:: Task objective ::
Tally the lines containing "styles" and report the number alone.

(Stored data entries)

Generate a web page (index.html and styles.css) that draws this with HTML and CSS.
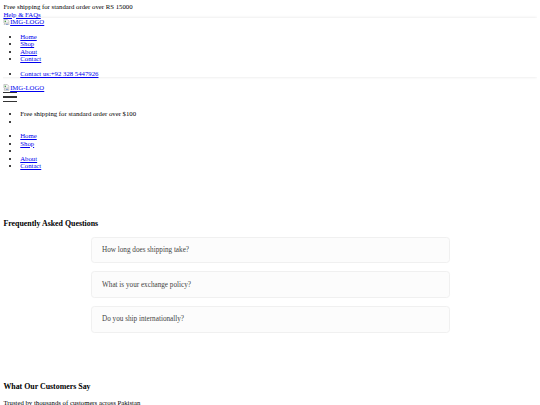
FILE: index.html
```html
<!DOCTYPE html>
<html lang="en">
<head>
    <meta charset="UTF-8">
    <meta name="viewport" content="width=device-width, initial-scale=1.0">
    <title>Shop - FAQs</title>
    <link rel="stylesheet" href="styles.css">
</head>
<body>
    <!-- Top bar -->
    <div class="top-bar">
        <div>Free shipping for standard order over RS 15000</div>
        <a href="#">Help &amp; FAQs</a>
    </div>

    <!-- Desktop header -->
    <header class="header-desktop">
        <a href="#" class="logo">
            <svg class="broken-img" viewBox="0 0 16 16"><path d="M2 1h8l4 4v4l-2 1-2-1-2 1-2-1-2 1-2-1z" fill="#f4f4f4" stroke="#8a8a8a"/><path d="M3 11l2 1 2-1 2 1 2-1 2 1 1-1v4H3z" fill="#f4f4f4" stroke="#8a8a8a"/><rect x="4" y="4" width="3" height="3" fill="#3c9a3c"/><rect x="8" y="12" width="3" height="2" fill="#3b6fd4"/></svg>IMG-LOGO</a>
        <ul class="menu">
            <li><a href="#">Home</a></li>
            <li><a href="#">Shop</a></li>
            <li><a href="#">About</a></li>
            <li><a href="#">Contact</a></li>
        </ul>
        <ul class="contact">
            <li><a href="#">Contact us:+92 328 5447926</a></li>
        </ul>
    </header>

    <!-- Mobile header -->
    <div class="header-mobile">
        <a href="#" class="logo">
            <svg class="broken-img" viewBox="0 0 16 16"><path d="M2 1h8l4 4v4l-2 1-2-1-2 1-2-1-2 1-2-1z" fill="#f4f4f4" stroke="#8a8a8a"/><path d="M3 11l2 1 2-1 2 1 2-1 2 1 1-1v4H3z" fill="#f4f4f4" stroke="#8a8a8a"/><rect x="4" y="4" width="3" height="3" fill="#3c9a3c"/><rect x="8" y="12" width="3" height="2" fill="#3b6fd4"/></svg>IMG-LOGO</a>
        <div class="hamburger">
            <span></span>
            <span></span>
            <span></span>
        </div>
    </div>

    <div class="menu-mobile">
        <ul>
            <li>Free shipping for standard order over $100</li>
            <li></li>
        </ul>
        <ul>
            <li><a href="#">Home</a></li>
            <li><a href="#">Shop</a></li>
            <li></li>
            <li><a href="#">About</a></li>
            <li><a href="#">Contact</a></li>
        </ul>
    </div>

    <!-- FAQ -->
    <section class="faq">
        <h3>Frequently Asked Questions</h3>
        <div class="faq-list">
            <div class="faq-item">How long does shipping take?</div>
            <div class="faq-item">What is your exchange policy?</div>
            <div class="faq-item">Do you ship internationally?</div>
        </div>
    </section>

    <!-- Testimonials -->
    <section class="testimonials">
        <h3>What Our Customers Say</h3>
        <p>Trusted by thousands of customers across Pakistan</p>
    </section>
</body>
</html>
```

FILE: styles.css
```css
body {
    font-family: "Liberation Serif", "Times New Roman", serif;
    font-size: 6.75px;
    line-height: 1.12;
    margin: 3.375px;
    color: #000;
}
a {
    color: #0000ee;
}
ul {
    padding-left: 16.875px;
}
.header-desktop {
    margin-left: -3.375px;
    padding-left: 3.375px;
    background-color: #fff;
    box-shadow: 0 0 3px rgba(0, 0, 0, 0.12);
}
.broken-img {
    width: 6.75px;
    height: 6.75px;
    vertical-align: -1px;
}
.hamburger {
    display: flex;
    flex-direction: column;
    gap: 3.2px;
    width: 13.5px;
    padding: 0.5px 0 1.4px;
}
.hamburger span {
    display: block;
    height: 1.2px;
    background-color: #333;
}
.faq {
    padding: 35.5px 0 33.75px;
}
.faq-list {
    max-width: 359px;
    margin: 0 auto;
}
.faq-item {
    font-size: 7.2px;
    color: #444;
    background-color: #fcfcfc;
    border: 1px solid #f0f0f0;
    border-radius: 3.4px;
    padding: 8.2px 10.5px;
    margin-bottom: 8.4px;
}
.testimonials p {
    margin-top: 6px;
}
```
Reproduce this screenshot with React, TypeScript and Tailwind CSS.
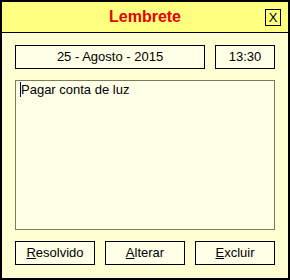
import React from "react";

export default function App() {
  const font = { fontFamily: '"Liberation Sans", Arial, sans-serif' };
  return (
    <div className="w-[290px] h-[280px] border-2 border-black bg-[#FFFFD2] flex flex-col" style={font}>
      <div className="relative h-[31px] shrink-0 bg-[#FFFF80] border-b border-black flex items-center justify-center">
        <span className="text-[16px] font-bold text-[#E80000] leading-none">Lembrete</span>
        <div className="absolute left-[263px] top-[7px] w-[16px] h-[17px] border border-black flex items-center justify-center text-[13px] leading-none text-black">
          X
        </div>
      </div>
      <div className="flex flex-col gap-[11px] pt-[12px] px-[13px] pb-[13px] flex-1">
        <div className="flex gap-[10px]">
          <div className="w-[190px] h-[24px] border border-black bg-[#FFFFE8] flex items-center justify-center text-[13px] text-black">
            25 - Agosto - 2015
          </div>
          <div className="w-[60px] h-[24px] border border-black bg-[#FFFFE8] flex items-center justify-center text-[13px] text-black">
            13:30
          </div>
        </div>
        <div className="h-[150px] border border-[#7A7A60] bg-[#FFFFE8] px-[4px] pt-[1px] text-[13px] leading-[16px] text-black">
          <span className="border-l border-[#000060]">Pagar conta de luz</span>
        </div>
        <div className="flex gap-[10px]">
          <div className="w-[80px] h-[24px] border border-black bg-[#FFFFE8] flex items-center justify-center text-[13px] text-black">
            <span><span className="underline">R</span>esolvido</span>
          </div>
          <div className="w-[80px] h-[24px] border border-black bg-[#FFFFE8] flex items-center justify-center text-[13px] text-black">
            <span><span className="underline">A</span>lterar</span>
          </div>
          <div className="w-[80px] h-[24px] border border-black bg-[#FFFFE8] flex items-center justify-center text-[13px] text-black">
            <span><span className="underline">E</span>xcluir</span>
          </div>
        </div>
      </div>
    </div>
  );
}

:: The output ::
3